# Ich kann nicht auf festplatte zugreifen!



## nilschamp (1. August 2005)

Moinmoin!
Folgendes Problem:
Ich habe an meinen pc mit windows ME eine 2 festplatte an den secondary slave angeschlossen und den jumper auch richtig gesetzt, bzw. weggenommen. Wenn ich den PC starte und aufgelistet wird, welche hardware vorhanden ist, wird die festplatte als secondary slave aufgelistet. bin nun aber im arbeitsplatz, ist die festplatte nciht mehr aufgelistet.
Ich hoffe ihr könnt mir helfen...
mfg Nils
PS: Ich habe natürlich auhc noch ne Masterplatte drin^^


----------



## octo124 (1. August 2005)

Die 2. Platte musst du erst per fdisk zu logischen Laufwerken in der erweiterten Partition partitionieren, danach noch jedes neue LW formatieren und erst danach kannste "zuschlagen" = diese nutzen.


----------



## nilschamp (1. August 2005)

moin!
äääähhh waass
kannst du das auhc nochmal in worten erklären, so, dass ein halbprofi das auch versteht?
danke und gruß! nils


----------



## IAN (2. August 2005)

Hallo,
er meinte, daß Du die Festplatte erst für das Betriebssystem vorbereiten musst.
Die kannst du im DOS-Mode machen oder über ein Partitionierungstool in Windows.
Ein mögliches Produkt ist Partionmagic oder Partionmanager (50 Euro)
In DOS geht es kostenlos:
1. Beim booten bei dem ersten schwarzen Windows Bild F8 drücken.
2. Menüpunkt DOS-Modus anwählen (Eingeabeaufforderung)
3. In DOS die folgende Eingabe tätigen und mit Return bestätigen "FDISK"
4. Danach den Menüpunkt "Logisches Laufwerk erstellen" wählen un die richtige Festplatte auswählen
5. Danach wieder die richtige Festplatte formatieren (NTFS)
6 Mit "ESC" das Programm verlassen und Rechnmer neu starten

Ian


----------



## Alex Duschek (2. August 2005)

Geht auch unter "Datenträgerverwaltung" in Windows und ist vielleicht für Leute,die nichts im DOS am Hut haben,die bessere Wahl


----------



## Obba (8. August 2005)

IAN hat gesagt.:
			
		

> .......
> ......
> 5. Danach wieder die richtige Festplatte formatieren (NTFS)
> .....
> Ian



vielleicht sollten wir doch mal überprüfen, ob er mit NTFS unter WinME was anfangen kann. Ist das Betriebssystem auf einer FAT32 Platte installiert, wird er mit NTFS wohl eher nicht viel Erfolg haben   Arbeitet ME eigentlich mit NTFS ? (Ist das einzige BS was ich zum Glück ausgelassen habe) :suspekt:


----------



## Dennis Wronka (8. August 2005)

WinME kann kein NTFS. Es ist ja Teil der 9x-Serie.
Nur die NT-Serie (NT, 2000, XP, 2003) kann NTFS.
Und auch da gibt es Unterschiede bei den Versionen wenn ich mich recht erinnere.
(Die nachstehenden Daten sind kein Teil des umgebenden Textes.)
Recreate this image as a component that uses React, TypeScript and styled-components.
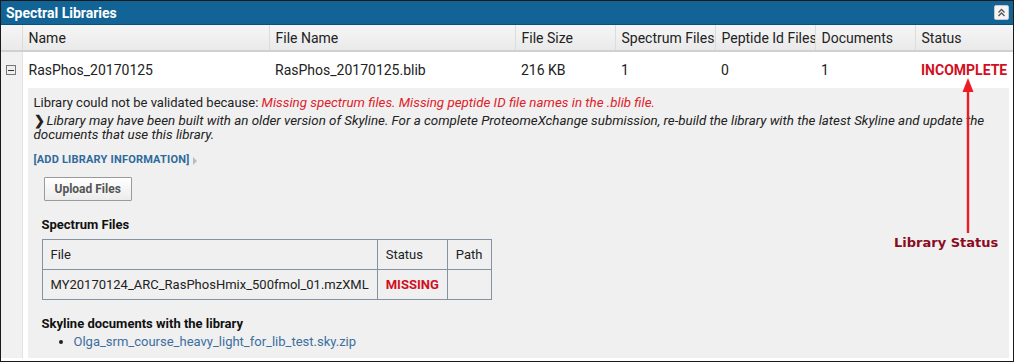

@Obba: WinME war garnicht soooo schlimm. Du haettest besser 98 auslassen sollen, das war wirklich Schrott. Ich hab sehr lang 95 genutzt, bin irgendwann dann direkt auf ME gesprungen und nach recht kurzer Zeit bin ich zu 2000. Und das nutze ich immer noch.


----------



## Obba (8. August 2005)

reptiler hat gesagt.:
			
		

> @Obba: WinME war garnicht soooo schlimm. Du haettest besser 98 auslassen sollen, das war wirklich Schrott. Ich hab sehr lang 95 genutzt, bin irgendwann dann direkt auf ME gesprungen und nach recht kurzer Zeit bin ich zu 2000. Und das nutze ich immer noch.



@reptiler
dass das ME nicht sooo schlimm war oder ist, ist Deine Meinung. Ich hatte beruflilch auch hin und wieder mit ME zu tun und die TCP/IP Eigenschaften bzw. Reaktionen waren unter aller Sau. Habe die Rechner meisst wieder auf 98SE oder gleich auf 2k gebracht, da fast alle Rechner mit denen ich zu tun hatte, im Netzwerk arbeiteten. Also mit 98*SE*
habe ich nur gute Erfahrungen gemacht. Aber erst seit ich XP verwende, kenne ich überhaupt keine "Blue Screens" oder sonstige abstürtze mehr (und das auf 3 Rechnern).
2000 empfehle ich heutzutage auch noch recht oft - kommt immer darauf an, wofür der Rechner verwendet wird. Für Bürorechner gibt es zur Zeit wohl noch nichts besseres!


----------



## Dennis Wronka (8. August 2005)

Ich nutze mein 2000 zum Spielen. Ich find's einfach besser als XP. Hab keine Probleme mit 2K und will auch kein XP.
Zum Arbeiten hab ich eh was besseres. 

Und Win98 war fuer genauso eine Totgeburt wie der Pentium Pro.
Haette man sich beides sparen koennen.

WinME sollte ja erst das werden was dann 2000 geworden ist, die Zusammenfuehrung der 9x- und NT-Serien sodass dann auch auf einem NT-System gezockt werden kann.
95 war ein echter Fortschritt. Da hatte ich auch die Beta von laufen. 98 nie genutzt, nur mal bei 'nem Freund gesehen und garnicht erst angefasst. Wie gesagt, kurz ME, keine Probleme gehabt, auch nicht im LAN. Dann aber auf 2000 weil's sich einfach besser in die Domain einfuegte als die 9x-Serie.


----------



## IAN (8. August 2005)

Sorry für mein NTFS (ich habe wohl das Windows ME übersehen).
Ian


----------